The next question is whether the evidence is sufficient to support the conviction under § 1326(a). The government presented evidence showing that defendant is a citizen and national of Mexico who had previously been deported. The government also showed that defendant was later found in this country without having sought permission to reapply for admission. Based on our review of the record, we find the evidence sufficient to prove the elements required under § 1326(a).
Finally, counsel has addressed whether any constitutional error exists in the enhancement of defendant's sentence under 8 U.S.C. § 1326(b) & (b)(2). The Supreme Court's recent decision in Apprendi v. New Jersey requires that facts "[o]ther than the fact of a prior conviction" used to enhance the penalty for a crime beyond the statutory maximum must be submitted to a jury and proved beyond a reasonable doubt. 530 U.S. 466, 490 (2000). Thus, under the express language of Apprendi, it was not error that the government did not present the fact of defendant's prior aggravated felony conviction to the jury. Moreover, in Apprendi, the Court expressly declined to overrule its previous decision in Almendarez-Torres v. United States, 523 U.S. 224, 235 (1998), which holds that § 1326(b) sets out a sentencing factor rather than a separate immigration-related offense. Apprendi, 530 U.S. at 489-90. We therefore remain bound by Almendarez-Torres. United States v. Dorris, 236 F.3d 582, 587 (10th Cir. 2000), cert. denied, 121 S. Ct. 1635 (2001).

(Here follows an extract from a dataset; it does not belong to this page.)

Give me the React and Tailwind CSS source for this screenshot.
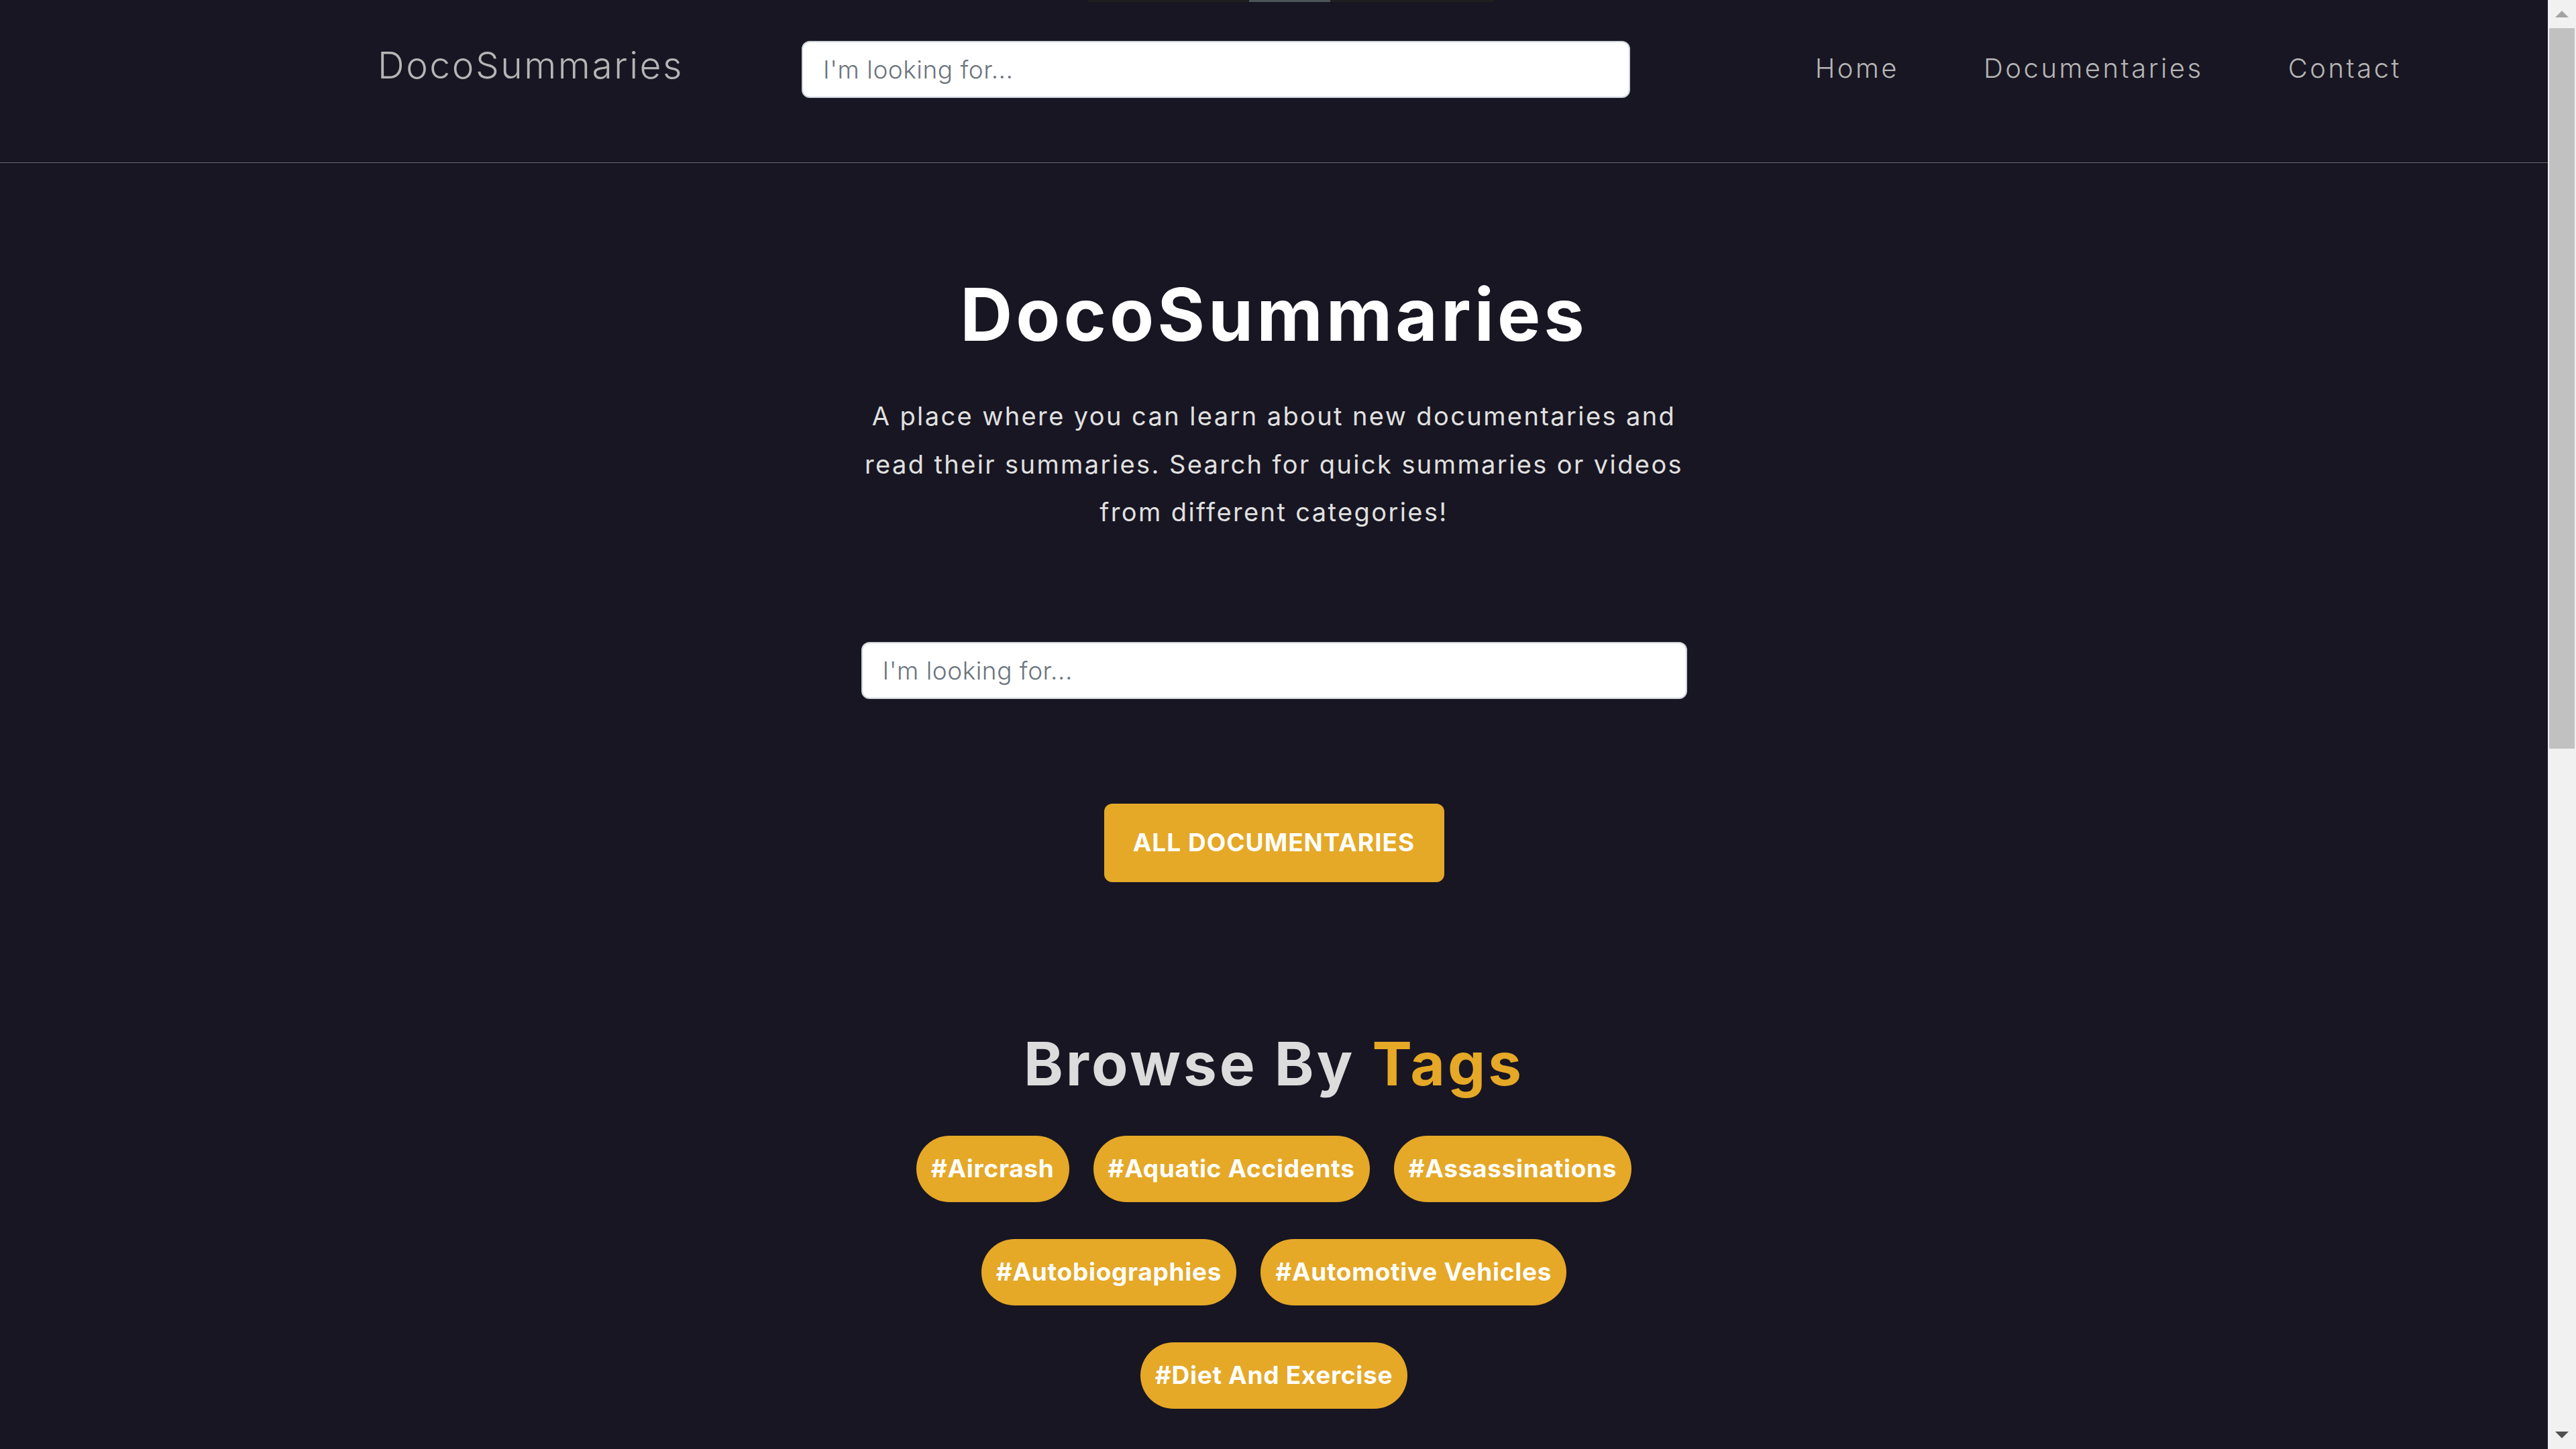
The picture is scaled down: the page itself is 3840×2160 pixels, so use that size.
import React from 'react';

const tagRows = [
  ['Aircrash', 'Aquatic Accidents', 'Assassinations'],
  ['Autobiographies', 'Automotive Vehicles'],
  ['Diet And Exercise'],
];

const navLinks = ['Home', 'Documentaries', 'Contact'];

const SearchBox = ({ className }) => (
  <input
    type="text"
    placeholder="I'm looking for..."
    className={`h-[85px] rounded-[12px] border-2 border-[#ced4da] bg-white px-[30px] text-[37px] font-light tracking-[0.5px] text-[#212529] outline-none placeholder:text-[#6c757d] ${className}`}
  />
);

// browser scrollbar as it appears in the screenshot
const Scrollbar = () => (
  <div className="flex w-[42px] shrink-0 flex-col bg-[#f1f1f1]">
    <div className="flex h-[42px] items-center justify-center">
      <svg width="20" height="10" viewBox="0 0 20 10">
        <path d="M10 0 L20 10 L0 10 Z" fill="#a3a3a3" />
      </svg>
    </div>
    <div className="mx-[2px] h-[1074px] bg-[#c1c1c1]"></div>
    <div className="flex-1"></div>
    <div className="flex h-[42px] items-center justify-center">
      <svg width="20" height="10" viewBox="0 0 20 10">
        <path d="M0 0 L20 0 L10 10 Z" fill="#505050" />
      </svg>
    </div>
  </div>
);

const App = () => {
  return (
    <div className="flex h-screen overflow-hidden bg-[#181622] font-[Inter,sans-serif]">
      <div className="flex-1 overflow-hidden">
        {/* Navbar */}
        <header className="relative flex h-[243px] items-start border-b border-[#66656d]">
          <div className="absolute left-[1621px] top-0 flex h-[3px] w-[606px] bg-[#1f1f1f]">
            <div className="ml-[241px] w-[121px] bg-[#4c5659]"></div>
          </div>
          <a href="#" className="ml-[563px] mt-[70px] text-[55px] font-light leading-none tracking-[2.6px] text-[#b5b5b5]">
            DocoSummaries
          </a>
          <SearchBox className="ml-[176px] mt-[61px] w-[1235px]" />
          <nav className="ml-auto mr-[218px] mt-[82px] flex gap-[126px]">
            {navLinks.map((link) => (
              <a key={link} href="#" className="text-[40px] font-light leading-none tracking-[3.5px] text-[#b5b5b5]">
                {link}
              </a>
            ))}
          </nav>
        </header>

        {/* Hero */}
        <main className="flex flex-col items-center pb-[2075px]">
          <h1 className="mt-[172px] text-[108px] font-bold leading-none tracking-[5px] text-white">DocoSummaries</h1>
          <p className="mt-[62px] text-center text-[38px] leading-[71.5px] tracking-[2.4px] text-[#e0e0e0]">
            A place where you can learn about new documentaries and
            <br />
            read their summaries. Search for quick summaries or videos
            <br />
            from different categories!
          </p>

          <SearchBox className="mt-[157px] w-[1231px]" />

          <button className="mt-[156px] h-[117px] w-[507px] rounded-[12px] bg-[#e5a827] text-[37px] font-bold uppercase tracking-[1px] text-white">
            All Documentaries
          </button>

          {/* Tags */}
          <h2 className="mt-[226px] text-[89px] font-bold leading-none tracking-[4px] text-[#dcdcdc]">
            Browse By <span className="text-[#e5a827]">Tags</span>
          </h2>
          <div className="mt-[63px] flex flex-col items-center gap-[55px]">
            {tagRows.map((row, i) => (
              <div key={i} className="flex gap-[36px]">
                {row.map((tag) => (
                  <a
                    key={tag}
                    href="#"
                    className="flex h-[99px] items-center rounded-full bg-[#e5a827] px-[22px] text-[37px] font-bold tracking-[0.7px] text-white"
                  >
                    #{tag}
                  </a>
                ))}
              </div>
            ))}
          </div>
        </main>
      </div>
      <Scrollbar />
    </div>
  );
};

export default App;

After a careful review, we conclude that the record discloses no error. We grant counsel's motion to withdraw. The judgment of the district court is AFFIRMED. The mandate shall issue forthwith.
Entered for the Court
Stephen H. Anderson
*. This order and judgment is not binding precedent, except under the doctrines of law of the case, res judicata, and collateral estoppel. The court generally disfavors the citation of orders and judgments; nevertheless, an order and judgment may be cited under the terms and conditions of 10th Cir. R. 36.3.